According to the American Diabetes Association (ADA), approximately 60 percent of lower-limb amputations among people age 20 and older that are not caused by trauma occur in people with diabetes. Many of these amputations could be prevented through proper education and care.
All Tenet hospitals in San Antonio, Texas, currently offer diabetes education to patients. In addition, Mission Trail Baptist Hospital recently established a unique Amputation Prevention Program (APP). The program focuses on reducing the number of procedures associated with diabetes complications by prioritizing thorough discussion with patients and offering high-quality care.
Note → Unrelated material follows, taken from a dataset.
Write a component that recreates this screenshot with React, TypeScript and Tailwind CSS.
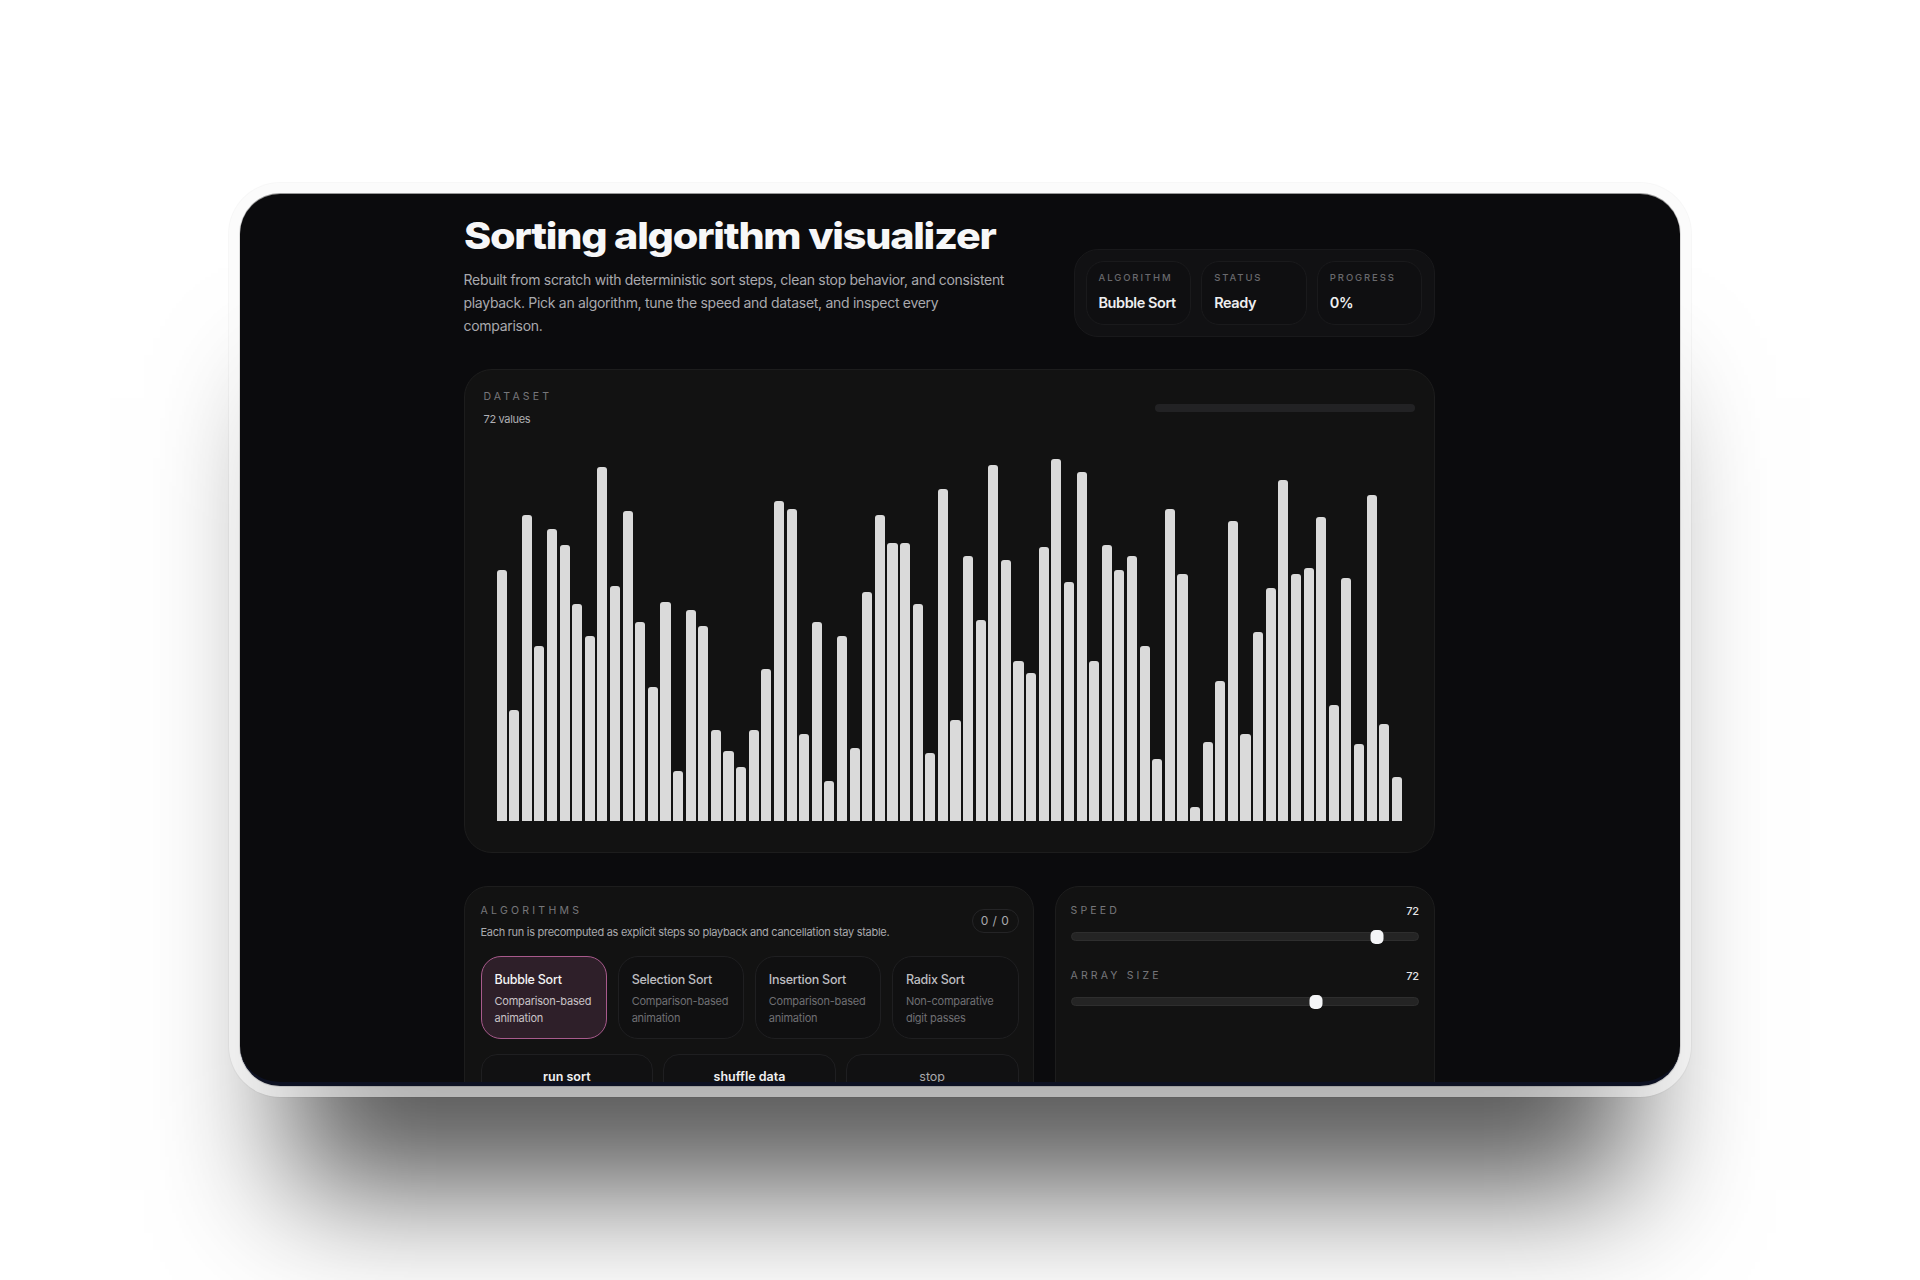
const barTops = [
  362, 783, 198, 592, 240, 289, 465, 562, 55, 410, 186, 520, 714, 459, 965, 483, 532, 844,
  905, 953, 844, 659, 155, 180, 856, 520, 995, 562, 898, 429, 198, 283, 283, 465, 911, 119,
  813, 320, 514, 48, 332, 635, 671, 295, 31, 398, 68, 635, 289, 362, 320, 592, 929, 180,
  374, 1074, 880, 695, 216, 856, 550, 417, 92, 374, 356, 204, 769, 386, 886, 138, 826, 984,
];
const bars = barTops.map((t) => (1116 - t) / 3);

const stats = [
  { label: "ALGORITHM", value: "Bubble Sort" },
  { label: "STATUS", value: "Ready" },
  { label: "PROGRESS", value: "0%" },
];

const algorithms = [
  { name: "Bubble Sort", desc: "Comparison-based animation", active: true },
  { name: "Selection Sort", desc: "Comparison-based animation" },
  { name: "Insertion Sort", desc: "Comparison-based animation" },
  { name: "Radix Sort", desc: "Non-comparative digit passes" },
];

function Slider({ label, left }: { label: string; left: string }) {
  return (
    <div>
      <div className="flex items-center justify-between h-[16px]">
        <span className="text-[10.5px] tracking-[0.3em] text-[#77777b]">{label}</span>
        <span className="text-[11px] font-medium tracking-[-0.04em] text-[#e4e4e6]">72</span>
      </div>
      <div className="relative mt-[13px] h-[9px] rounded-full bg-[#242424] border border-[#2e2e2e]">
        <div className={`absolute ${left} -top-[3px] -translate-x-1/2 w-[13px] h-[14px] rounded-[5px] bg-[#f4f5f7]`} />
      </div>
    </div>
  );
}

export default function App() {
  return (
    <div className="h-[1280px] bg-white overflow-hidden flex justify-center items-start pt-[194px] font-['Inter',sans-serif]">
      <div className="w-[1440px] h-[892px] rounded-[40px] bg-[#0b0b0d] border-b-[4px] border-[#0d1122] overflow-hidden pl-[223.5px] shadow-[0_-1px_0_rgba(0,0,0,0.3),0_0_0_1px_rgba(0,0,0,0.12),0_0_0_11px_rgba(255,255,255,0.55),0_0_0_12px_rgba(0,0,0,0.03),0_154px_120px_-50px_rgba(0,0,0,0.65)]">
        <div className="w-[971px]">
          <div className="flex justify-between items-end pt-[19px]">
            <div>
              <h1 className="inline-block origin-left scale-x-[1.115] whitespace-nowrap text-[37px] leading-[46px] font-extrabold tracking-[-0.03em] text-[#f7f7f8]">Sorting algorithm visualizer</h1>
              <p className="mt-[9px] w-[550px] text-[14px] leading-[23px] tracking-[-0.021em] text-[#a9a9ad]">
                Rebuilt from scratch with deterministic sort steps, clean stop behavior, and consistent playback. Pick an algorithm, tune the speed and dataset, and inspect every comparison.
              </p>
            </div>
            <div className="w-[361px] grid grid-cols-3 gap-[10px] p-[11px] rounded-[24px] bg-[#111113] border border-[#19191b]">
              {stats.map((s) => (
                <div key={s.label} className="h-[64px] rounded-[18px] px-[12px] pt-[9px] bg-[#0f0f11] border border-[#1a1a1c]">
                  <div className="text-[9.5px] font-medium tracking-[0.2em] text-[#69696d]">{s.label}</div>
                  <div className="mt-[7px] whitespace-nowrap text-[14.5px] font-semibold tracking-[-0.03em] text-[#eeeef0]">{s.value}</div>
                </div>
              ))}
            </div>
          </div>

          <div className="mt-[32px] h-[484px] rounded-[28px] bg-[#121212] border border-[#1d1d1d] px-[19px] flex flex-col">
            <div className="flex justify-between pt-[20px]">
              <div>
                <div className="text-[10.5px] leading-[14px] tracking-[0.3em] text-[#77777b]">DATASET</div>
                <div className="mt-[8px] text-[11px] leading-[14px] tracking-[-0.03em] text-[#b0b0b4]">72 values</div>
              </div>
              <div className="mt-[14px] w-[260px] h-[8px] rounded-full bg-[#222224]" />
            </div>
            <div className="mt-auto mb-[31px] mx-[13px] flex items-end gap-[2.5px]">
              {bars.map((h, i) => (
                <div key={i} className="flex-1 rounded-t-[3px] bg-[#dadada]" style={{ height: h }} />
              ))}
            </div>
          </div>

          <div className="mt-[33px] grid grid-cols-[570px_380px] gap-[21px]">
            <div className="h-[260px] rounded-[24px] bg-[#121212] border border-[#1d1d1d] pl-[16px] pr-[14px] pt-[17px]">
              <div className="flex justify-between">
                <div>
                  <div className="text-[10.5px] leading-[14px] tracking-[0.31em] text-[#77777b]">ALGORITHMS</div>
                  <div className="mt-[6px] text-[11px] leading-[16px] tracking-[-0.026em] text-[#a9a9ad]">Each run is precomputed as explicit steps so playback and cancellation stay stable.</div>
                </div>
                <div className="mt-[5px] w-[47px] h-[24px] rounded-full border border-[#242426] flex items-center justify-center text-[12px] tracking-[0.04em] text-[#a9a9ad]">0 / 0</div>
              </div>
              <div className="mt-[16px] grid grid-cols-4 gap-[10.5px]">
                {algorithms.map((a) => (
                  <div
                    key={a.name}
                    className={
                      a.active
                        ? "h-[83px] rounded-[20px] px-[13px] pt-[15px] bg-[#2e1f29] border-[1.5px] border-[#a85a8c]"
                        : "h-[83px] rounded-[20px] px-[13px] pt-[15px] bg-[#101011] border border-[#1f1f21]"
                    }
                  >
                    <div className={a.active ? "text-[12.5px] leading-[16px] font-medium tracking-[-0.02em] text-[#f4f4f5]" : "text-[12.5px] leading-[16px] font-medium tracking-[-0.02em] text-[#bdbdc0]"}>{a.name}</div>
                    <div className={a.active ? "mt-[5px] text-[11px] leading-[16.5px] tracking-[-0.02em] text-[#c9c3c7]" : "mt-[5px] text-[11px] leading-[16.5px] tracking-[-0.02em] text-[#6f6f73]"}>{a.desc}</div>
                  </div>
                ))}
              </div>
              <div className="mt-[15px] grid grid-cols-3 gap-[10px]">
                <button className="h-[46px] rounded-[16px] bg-[#111112] border border-[#1f1f21] text-[12.5px] font-semibold text-[#f0f0f2]">run sort</button>
                <button className="h-[46px] rounded-[16px] bg-[#111112] border border-[#1f1f21] text-[12.5px] font-semibold text-[#f0f0f2]">shuffle data</button>
                <button className="h-[46px] rounded-[16px] bg-[#111112] border border-[#1f1f21] text-[12.5px] text-[#a9a9ad]">stop</button>
              </div>
            </div>
            <div className="h-[260px] rounded-[24px] bg-[#121212] border border-[#1d1d1d] px-[15px] pt-[16px] flex flex-col gap-[27px]">
              <Slider label="SPEED" left="left-[88.4%]" />
              <Slider label="ARRAY SIZE" left="left-[70.8%]" />
            </div>
          </div>
        </div>
      </div>
    </div>
  );
}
Specialists at Mission Trail focus on consulting more quickly with patients who have lower extremity wounds. Within 24 hours after the initial intervention, a plan of care is developed for each patient. Education is a critical component within the program. Vascular, wound care, orthopedic and podiatry specialists provide patients with information about their overall health and diagnosis as well as how these affect wound recovery.
The hospital also hosts a diabetes support group once a month providing beneficial medical resources and encouragement from experts, physicians, clinicians and dietitians, aiming to support patients in their daily struggles with diabetes.
Post-wound care treatment is another important aspect of the APP. The hospital offers a wide variety of assistance for those who do undergo amputation procedures, including teaching them how to use amputation-specific equipment, how to properly care for their skin, and completing self-care tasks safely.
"By continuing to follow the patient's care outside of the hospital, the specialists are able to monitor the progress of the wound and make changes as needed," said Mission Trail Baptist Hospital Wound Care Nurse Dominica Mclendon, RN.